Double Cloth Decisions
Double Cloth Decisions is a series of posts which goes behind the scenes of my book Designing and Weaving Double Cloth. In these posts I examine some of the decisions I had to make about the content, structure and presentation, because there isn’t just One Right Way to do double cloth!

A key group of decisions I had to make for Designing and Weaving Double Cloth concerned the presentation of drafts. This is a topic I am always thinking about in relation to the classes I teach, the handouts I create, the posts I write. In fact, some of my first posts on this blog were about the conventions we use when we read and write weaving drafts. One of the complicating factors in drafting – and in any kind of discussion or documentation of weaves – is that conventions vary from place to place and across different types of weaving practice. While this can be confusing, I have learned to enjoy the variety, even relish it, as a sign of how many different textile cultures contribute to our understanding of weave.
My book is not a book for complete beginners, so I am expecting that most people will come to it with some experience of weaving drafts. This can be a mixed blessing, because our experience sets our expectations, and those expectations may not be justified! Can I just take a moment to make a general plea to all readers and writers of weaving books? Use a key.
If you are publishing a draft, include a key.
If you are reading a draft, look for the key.
The key will likely be at the very front or the very back of the book, and it is invaluable. A good key will tell you whether the writer is presenting you with liftplans, for instance, rather than tie-ups and treadlings. It will tell you what symbols are used, and what they signify. It will tell you whether you are expected to read the treadling from the bottom up or from the top down. And it is this last point which I want to home in on.
In the UK it is more common to write a liftplan or a treadling from the bottom up, but we aren’t scrupulous about it, in part because we are often influenced by North American publications which usually record treadlings in a top down format. In many circumstances the treadling direction doesn’t particularly matter. A plain weave will still be a plain weave whichever pick comes first. And as double cloth is very often plain weave, the same principle applies here. Some weaves, however, are more obviously affected, and the effect can be confusing if you are inexperienced.
Micro and macro levels of design
In general, I think it is easiest to visualise the potential issues at the level of a design rather than the level of the structure. Because the cloth builds up on the loom from the weaver towards the beater, if we want to create a specific layout of blocks, for instance, then we need to plan the sequence of design elements in the order that we will weave them, i.e. from the bottom up.
Here’s an example of one of my 8-shaft Pantiles and Gables table mats from Chapter 2. There’s no draft detail here, because it would be huge, but the drawdown area shows a plan of the overall design.

I want to document these L-shaped motifs in the liftplan and treadling, and to do that I need to show the whole design as it will be built up, i.e. from the bottom, where the weaver is sitting. I can then break the design up into sections: each change in the design will be achieved by changing the lifting sequence or the weft colours, or perhaps both at the same time.
The annotated plan below shows how the weave would start: the first section has alternating areas of solid blue and areas of blue/white; the second section has areas of blue, white, and white/red; and so on all the way up the design. Again, I am not going to worry here about the detail of achieving these combinations.

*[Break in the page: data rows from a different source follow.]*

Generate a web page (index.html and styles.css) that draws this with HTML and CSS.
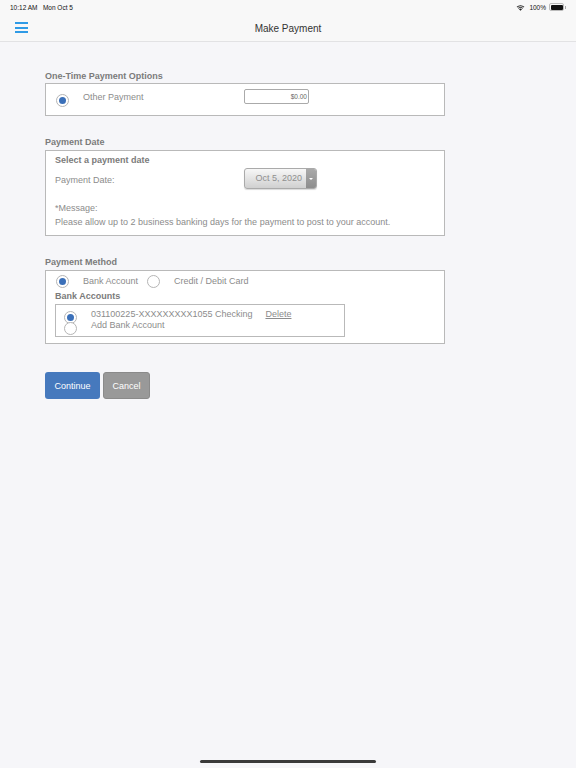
FILE: index.html
```html
<!DOCTYPE html>
<html>
<head>
<meta charset="utf-8">
<link rel="stylesheet" href="styles.css">
</head>
<body>
<div class="status">
  <span class="time">10:12 AM&nbsp;&nbsp;&nbsp;Mon Oct 5</span>
  <span class="status-right">
    <svg class="wifi" width="9" height="7" viewBox="0 0 18 14"><path d="M9 13.5 L6 10.3 A4.4 4.4 0 0 1 12 10.3 Z" fill="#222"/><path d="M3.9 8.2 A7.4 7.4 0 0 1 14.1 8.2 L12.8 9.5 A5.6 5.6 0 0 0 5.2 9.5 Z" fill="#222"/><path d="M1.3 5.6 A11 11 0 0 1 16.7 5.6 L15.4 6.9 A9.2 9.2 0 0 0 2.6 6.9 Z" fill="#222"/></svg>
    <span class="batt-text">100%</span>
    <span class="battery"><span class="battery-fill"></span></span><span class="battery-cap"></span>
  </span>
</div>
<div class="navbar">
  <div class="hamburger"><span></span><span></span><span></span></div>
  <div class="nav-title">Make Payment</div>
</div>
<main class="content">
  <div class="section-label first">One-Time Payment Options</div>
  <div class="box box-options">
    <span class="radio checked"></span>
    <span class="opt-label">Other Payment</span>
    <span class="amount">$0.00</span>
  </div>

  <div class="section-label">Payment Date</div>
  <div class="box box-date">
    <div class="bold-label">Select a payment date</div>
    <div class="date-row">
      <span class="date-label">Payment Date:</span>
      <span class="date-btn"><span class="date-text">Oct 5, 2020</span><span class="date-arrow"><span class="tri"></span></span></span>
    </div>
    <div class="msg">*Message:</div>
    <div class="msg2">Please allow up to 2 business banking days for the payment to post to your account.</div>
  </div>

  <div class="section-label">Payment Method</div>
  <div class="box box-method">
    <div class="method-row">
      <span class="radio checked"></span>
      <span class="opt-label bank-label">Bank Account</span>
      <span class="radio"></span>
      <span class="opt-label">Credit / Debit Card</span>
    </div>
    <div class="bold-label accounts-label">Bank Accounts</div>
    <div class="inner-box">
      <div class="acct-row">
        <span class="radio checked"></span>
        <span class="acct-text">031100225-XXXXXXXXX1055 Checking</span>
        <span class="delete">Delete</span>
      </div>
      <div class="acct-row acct-row2">
        <span class="radio"></span>
        <span class="acct-text">Add Bank Account</span>
      </div>
    </div>
  </div>

  <div class="buttons">
    <span class="btn btn-continue">Continue</span>
    <span class="btn btn-cancel">Cancel</span>
  </div>
</main>
<div class="home-indicator"></div>
</body>
</html>
```
FILE: styles.css
```css
html, body {
  margin: 0;
  padding: 0;
}
body {
  width: 576px;
  height: 768px;
  background: #f6f6f9;
  font-family: "Liberation Sans", Arial, sans-serif;
  color: #8c8c8c;
  position: relative;
  overflow: hidden;
}
.status {
  height: 14px;
  display: flex;
  align-items: center;
  justify-content: space-between;
  padding: 0 10px 0 10px;
  background: #f8f8f8;
  font-size: 6.5px;
  color: #111;
}
.time {
  padding-top: 1px;
}
.status-right {
  display: flex;
  align-items: center;
  gap: 2px;
}
.wifi {
  margin-right: 2px;
}
.battery {
  width: 12px;
  height: 5px;
  border: 1px solid #bbb;
  border-radius: 2px;
  padding: 0.5px;
  display: inline-flex;
  margin-left: 1px;
}
.battery-fill {
  flex: 1;
  background: #111;
  border-radius: 1px;
}
.battery-cap {
  width: 1px;
  height: 3px;
  background: #aaa;
  margin-left: -1px;
}
.navbar {
  height: 27px;
  background: #f8f8f8;
  border-bottom: 1px solid #e2e2e4;
  display: flex;
  align-items: center;
  position: relative;
}
.hamburger {
  margin-left: 15px;
  width: 13px;
  display: flex;
  flex-direction: column;
  gap: 2.5px;
}
.hamburger span {
  display: block;
  height: 2px;
  background: #2f9be6;
}
.nav-title {
  position: absolute;
  left: 0;
  right: 0;
  text-align: center;
  font-size: 10px;
  color: #333;
  top: 8.5px;
}
.content {
  padding-left: 45px;
  width: 400px;
}
.section-label {
  font-size: 9px;
  font-weight: bold;
  color: #7b7b7b;
  height: 10px;
  line-height: 10px;
  margin-top: 21px;
  margin-bottom: 3px;
}
.section-label.first {
  margin-top: 29px;
  margin-bottom: 2px;
}
.box {
  border: 1px solid #b9b9b9;
  background: #fff;
  box-sizing: border-box;
  width: 400px;
}
.box-options {
  height: 33px;
  display: flex;
  align-items: center;
  padding-left: 10px;
  padding-top: 1px;
}
.radio {
  width: 11px;
  height: 11px;
  border: 1px solid #b5b5b5;
  border-radius: 50%;
  background: #fff;
  display: inline-flex;
  align-items: center;
  justify-content: center;
  flex: none;
}
.radio.checked::after {
  content: "";
  width: 7px;
  height: 7px;
  border-radius: 50%;
  background: #3b70b9;
}
.opt-label {
  font-size: 9px;
  margin-left: 14px;
  color: #8c8c8c;
}
.box-options .opt-label {
  width: 161px;
  margin-top: -7px;
}
.amount {
  width: 65px;
  height: 15px;
  box-sizing: border-box;
  border: 1px solid #aaa;
  border-radius: 2px;
  font-size: 6.5px;
  color: #666;
  text-align: right;
  line-height: 13px;
  padding-right: 1px;
  margin-top: -7px;
}
.box-date {
  height: 86px;
  padding: 4px 9px 0 9px;
}
.bold-label {
  font-size: 9px;
  font-weight: bold;
  color: #7b7b7b;
  line-height: 10px;
}
.date-row {
  display: flex;
  align-items: center;
  margin-top: 3px;
  height: 21px;
}
.date-label {
  font-size: 9px;
  width: 189px;
  padding-top: 3px;
}
.date-btn {
  width: 73px;
  height: 21px;
  box-sizing: border-box;
  border: 1px solid #aaa;
  border-radius: 3px;
  display: flex;
  background: linear-gradient(#f7f7f7, #d0d0d0);
  box-shadow: 0 1px 1px rgba(0,0,0,0.15);
  overflow: hidden;
}
.date-text {
  flex: 1;
  font-size: 9px;
  color: #8f8f8f;
  text-align: right;
  line-height: 19px;
  padding-right: 4px;
}
.date-arrow {
  width: 10px;
  background: linear-gradient(#aaa, #8d8d8d);
  display: flex;
  align-items: center;
  justify-content: center;
}
.tri {
  width: 0;
  height: 0;
  border-left: 2px solid transparent;
  border-right: 2px solid transparent;
  border-top: 2px solid #fff;
}
.msg {
  font-size: 9px;
  margin-top: 14px;
  line-height: 10px;
}
.msg2 {
  font-size: 9px;
  margin-top: 4px;
  line-height: 10px;
}
.box-method {
  height: 74px;
  padding: 4px 9px 0 9px;
}
.method-row {
  display: flex;
  align-items: center;
  height: 13px;
  padding-left: 1px;
}
.method-row .opt-label {
  margin-top: -2px;
}
.method-row .bank-label {
  width: 64px;
}
.accounts-label {
  margin-top: 3px;
}
.inner-box {
  margin-top: 3px;
  width: 290px;
  height: 33px;
  box-sizing: border-box;
  border: 1px solid #b9b9b9;
  padding: 4px 0 0 8px;
}
.acct-row {
  display: flex;
  align-items: flex-start;
  height: 11px;
}
.acct-row .radio {
  margin-top: 2px;
}
.acct-text {
  font-size: 9px;
  margin-left: 14px;
  line-height: 10px;
}
.delete {
  font-size: 9px;
  line-height: 10px;
  text-decoration: underline;
  margin-left: 13px;
}
.buttons {
  display: flex;
  gap: 3px;
  margin-top: 28px;
}
.btn {
  height: 27px;
  border-radius: 3px;
  color: #fff;
  font-size: 9px;
  display: flex;
  align-items: center;
  justify-content: center;
  box-sizing: border-box;
}
.btn-continue {
  width: 55px;
  background: #4679bd;
}
.btn-cancel {
  width: 47px;
  background: #999;
  border: 1px solid #8a8a8a;
}
.home-indicator {
  position: absolute;
  left: 200px;
  top: 760px;
  width: 176px;
  height: 3px;
  border-radius: 2px;
  background: #3a3a3a;
}
```
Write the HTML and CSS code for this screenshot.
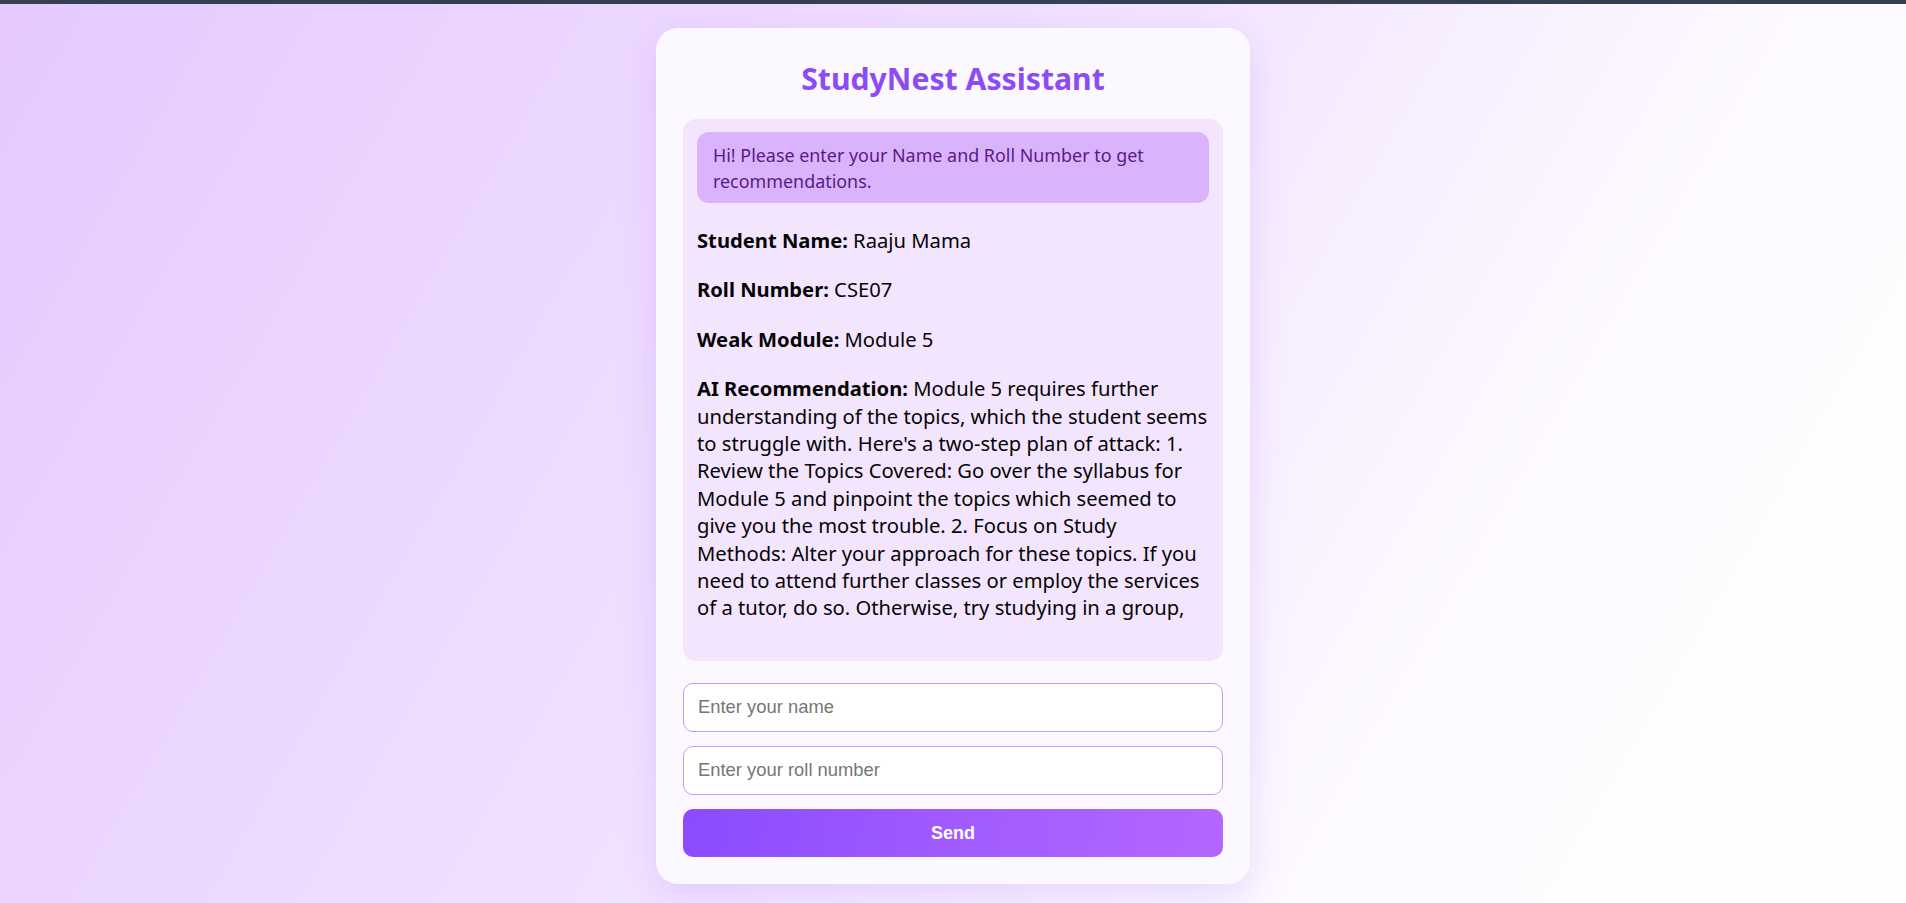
FILE: index.html
```html
<!DOCTYPE html>
<html lang="en">
<head>
<meta charset="utf-8">
<title>StudyNest Assistant</title>
<link rel="stylesheet" href="styles.css">
</head>
<body>
<div class="topbar"></div>
<main class="page">
  <section class="card">
    <h1 class="title">StudyNest Assistant</h1>
    <div class="chat">
      <div class="bubble">Hi! Please enter your Name and Roll Number to get recommendations.</div>
      <p class="line"><strong>Student Name:</strong> Raaju Mama</p>
      <p class="line"><strong>Roll Number:</strong> CSE07</p>
      <p class="line"><strong>Weak Module:</strong> Module 5</p>
      <p class="line"><strong>AI Recommendation:</strong> Module 5 requires further understanding of the topics, which the student seems to struggle with. Here's a two-step plan of attack: 1. Review the Topics Covered: Go over the syllabus for Module 5 and pinpoint the topics which seemed to give you the most trouble. 2. Focus on Study Methods: Alter your approach for these topics. If you need to attend further classes or employ the services of a tutor, do so. Otherwise, try studying in a group,</p>
    </div>
    <input class="field" type="text" placeholder="Enter your name">
    <input class="field" type="text" placeholder="Enter your roll number">
    <button class="send" type="button">Send</button>
  </section>
</main>
</body>
</html>
```

FILE: styles.css
```css
html, body {
  margin: 0;
  padding: 0;
}
body {
  min-height: 903px;
  background: linear-gradient(120deg, #e5c9ff 0%, #f1e1ff 45%, #fdfaff 75%, #ffffff 100%);
  font-family: "Noto Sans", "Open Sans", sans-serif;
  color: #050505;
}
.topbar {
  height: 4px;
  background: #363f52;
}
.page {
  display: flex;
  justify-content: center;
  padding-top: 24px;
}
.card {
  width: 594px;
  box-sizing: border-box;
  padding: 27px 27px 27px;
  background: #fcf8ff;
  border-radius: 22px;
  box-shadow: 0 12px 36px rgba(170, 110, 255, 0.22);
  display: flex;
  flex-direction: column;
}
.title {
  margin: 0 0 16px;
  height: 48px;
  line-height: 48px;
  text-align: center;
  font-size: 30.2px;
  font-weight: 700;
  color: #8c4cf5;
}
.chat {
  background: #f4e5ff;
  border-radius: 13px;
  padding: 13px 14px 17px;
  margin-bottom: 22px;
}
.bubble {
  background: #d9b3fc;
  color: #5a1a86;
  border-radius: 12px;
  padding: 11px 15px 9px 16px;
  font-size: 17.9px;
  line-height: 25.5px;
}
.line {
  margin: 22px 0;
  font-size: 20.2px;
  line-height: 27.4px;
}
.bubble + .line {
  margin-top: 24px;
}
.line strong {
  font-weight: 700;
}
.field {
  height: 49px;
  box-sizing: border-box;
  border: 1px solid #c49bff;
  border-radius: 10px;
  background: #ffffff;
  padding: 0 14px;
  font-family: "Liberation Sans", Arial, sans-serif;
  font-size: 18.4px;
  color: #222;
  margin: 0 0 14px;
  outline: none;
}
.field::placeholder {
  color: #767676;
}
.send {
  margin-top: 0.5px;
  height: 48px;
  border: none;
  border-radius: 10px;
  background: linear-gradient(100deg, #8a4bff 0%, #a35cff 55%, #b467ff 100%);
  color: #ffffff;
  font-family: "Liberation Sans", Arial, sans-serif;
  font-size: 18px;
  font-weight: 700;
  cursor: pointer;
}
```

Let’s suppose, though, that I mapped out this design from the top down. Instead of the plan presented above, I would have the following plan:

It seems straightforward enough. Each design element in turn matches the design elements in the previous version of the plan: (1) is the same as the previous (1), (2) is the same as the previous (2), and so on. But if I wove the design as written from the top down, the result wouldn’t look like the corresponding sketch, it would look like the original design given in the previous sketch. Are they very different? No, not very. But they aren’t the same either.

As you can see when we place them side by side, so that the wide blue base of the first set of Ls is on the bottom for both designs, what we’ve woven from the top down is actually the mirror image of the design in the top down draft. And no, the Ls aren’t the right way round on the back, because there are no blue Ls on the back of either piece!
In practice it’s your choice
Does it matter? In this case, perhaps not. But whether it matters or not to the finished piece, it may well matter to the weaver who wonders what they have done wrong when the result does not match the image they are looking at. (I’m assuming, of course, that we have all used the same threading, but that’s another story for another blog post.)
In my online classes, I encourage people to build up their own designs in this way, by stacking up different elements of their growing double cloth repertoire. When we are composing a design at the ‘macro’ level ourselves, then the ‘micro’ level of the individual liftplans/treadlings can be written either way, and I usually write them top down as that is the most familiar format to people in the class.
However, in the context of a book, wherever I wanted to represent the macro level accurately – whether for a complete design or just for a couple of elements in relation to each other – then I had to commit to ‘bottom up’ drafting at this scale at least. And to do this consistently, it makes a lot more sense if the detail of the draft is recorded from the bottom up as well, so that was my decision. Also, I’m in the UK 🙂
It is my hope that if (or when!) you read Designing and Weaving Double Cloth, you’ll want to use the liftplans and/or treadlings to create your own designs, and of course you can weave them in any direction you please. But I hope this gives you a little bit of insight into the decisions that lie behind the drafts.